Palavras-chave: Regulação Transnacional; PISA; Avaliação em Larga Escala; Indução de Políticas

Abstract

This essay considers that the supranational regulation operated by PISA (Programme for International Student Assessment) is a driving force in educational policies in Brazil and Portugal. The study has a qualitative approach, following the assumptions of sociocritical search. The methodological framework is based on the optics of educational policy, in this case, the neoliberal project, whose effects impact on people's lives. The neoliberal project, made hegemonic by the globalization of the economy, appears, according to Dardot and Laval (2016), as a new rationality, a “new reason of the world”, fabricating the exhaustion of liberal democracy and determining new ways of seeing the world. Being at the mercy of a Transnational Regulation, operated by multilateral organizations, including the Organization for Economic Cooperation and Development (OECD), coordinator of the PISA Program. The grammar of PISA disseminates norms and prescriptions, mainly in a context of influence of great impact and credibility. In this sense, we announce the purpose of this article, which is to analyze the supranational regulation operated by PISA and its influences in the field. To achieve this purpose, we point to the thesis of supranational regulation, as a possibility of understanding that this category allows. (Afonso; Costa; Autor; Carvalho). This view presents the educational policy, demanded by structured agenda, externally to the national states.

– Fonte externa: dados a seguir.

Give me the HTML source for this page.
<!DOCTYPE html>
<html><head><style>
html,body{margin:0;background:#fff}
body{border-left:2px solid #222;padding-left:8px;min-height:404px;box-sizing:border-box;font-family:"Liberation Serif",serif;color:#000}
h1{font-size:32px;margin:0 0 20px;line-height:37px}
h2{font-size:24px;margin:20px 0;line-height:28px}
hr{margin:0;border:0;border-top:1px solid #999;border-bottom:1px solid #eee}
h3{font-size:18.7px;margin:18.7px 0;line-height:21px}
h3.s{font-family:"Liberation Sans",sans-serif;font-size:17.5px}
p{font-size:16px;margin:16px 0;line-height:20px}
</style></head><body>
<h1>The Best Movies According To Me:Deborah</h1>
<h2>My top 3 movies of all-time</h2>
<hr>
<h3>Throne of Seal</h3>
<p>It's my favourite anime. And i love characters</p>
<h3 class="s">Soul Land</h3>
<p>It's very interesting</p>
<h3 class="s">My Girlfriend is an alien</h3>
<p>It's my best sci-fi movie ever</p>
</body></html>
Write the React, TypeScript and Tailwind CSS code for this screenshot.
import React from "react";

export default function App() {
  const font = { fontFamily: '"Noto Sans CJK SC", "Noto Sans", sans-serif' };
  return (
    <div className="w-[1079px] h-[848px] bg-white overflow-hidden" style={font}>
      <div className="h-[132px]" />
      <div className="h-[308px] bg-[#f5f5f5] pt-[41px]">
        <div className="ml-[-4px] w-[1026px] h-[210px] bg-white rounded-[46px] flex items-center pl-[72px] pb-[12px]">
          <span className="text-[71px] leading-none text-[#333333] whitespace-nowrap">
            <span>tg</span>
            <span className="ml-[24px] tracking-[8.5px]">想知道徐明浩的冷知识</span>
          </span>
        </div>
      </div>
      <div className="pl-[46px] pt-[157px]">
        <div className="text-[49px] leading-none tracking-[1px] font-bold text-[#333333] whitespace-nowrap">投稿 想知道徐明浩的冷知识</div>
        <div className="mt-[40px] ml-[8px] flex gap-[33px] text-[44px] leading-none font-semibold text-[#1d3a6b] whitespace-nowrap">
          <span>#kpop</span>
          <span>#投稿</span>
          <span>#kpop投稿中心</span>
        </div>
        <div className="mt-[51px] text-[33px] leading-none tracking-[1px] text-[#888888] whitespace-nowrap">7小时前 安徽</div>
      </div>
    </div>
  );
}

Keywords: Transnational Regulation; PISA; Large Scale Evaluation; Policy Induction

Resumen

Este ensayo considera que la regulación supranacional operada por PISA (Programa Internacional de evaluación de Estudiantes), traducción del Programme for International Student Assessment, es una fuerza inductora de las políticas educativas en Brasil y Portugal. El estudio tiene un enfoque cualitativo, siguiendo los presupuestos de la investigación sociocrítica. El marco metodológico se basa en la visión que la política educativa, en este caso el proyecto neoliberal, repercute en la vida de las personas. El proyecto neoliberal, hegemónico por la globalización de la economía, aparece, según Dardot y Laval (2016), como una nueva racionalidad, una “nueva razón del mundo”, fabricando el agotamiento de la democracia liberal y determinando nuevas formas de ver el mundo. Estamos a merced de un Reglamento transnacional, operado por organismos multilaterales, incluida la Organización para la Cooperación y el Desarrollo Económico (OCDE), coordinadora del Programa PISA. La gramática PISA difunde normas y prescripciones, especialmente en un contexto de influencia de gran impacto y credibilidad. Desde este ángulo, anunciamos el propósito que impulsa este artículo, que es analizar la regulación supranacional que opera PISA y sus influencias en el campo. Para lograr este propósito, señalamos la tesis de la regulación supranacional, como posibilidad de entender que esta categoría permite (Afonso; Costa; Autor; Carvalho). Esta visión presenta la política educativa, demandada por una agenda estructurada externamente a los estados nacionales

Palabras clave: Regulación transnacional; PISA; Evaluación a gran escala; Inducción de políticas

Introdução

O texto considera a tese da macrodeterminação que a OCDE opera, por meio do PISA, nos países envolvidos nesta pesquisa. Eis que o certame revela-se uma vigorosa influência internacional pela sua credibilidade, maleabilidade e aceitação dos países.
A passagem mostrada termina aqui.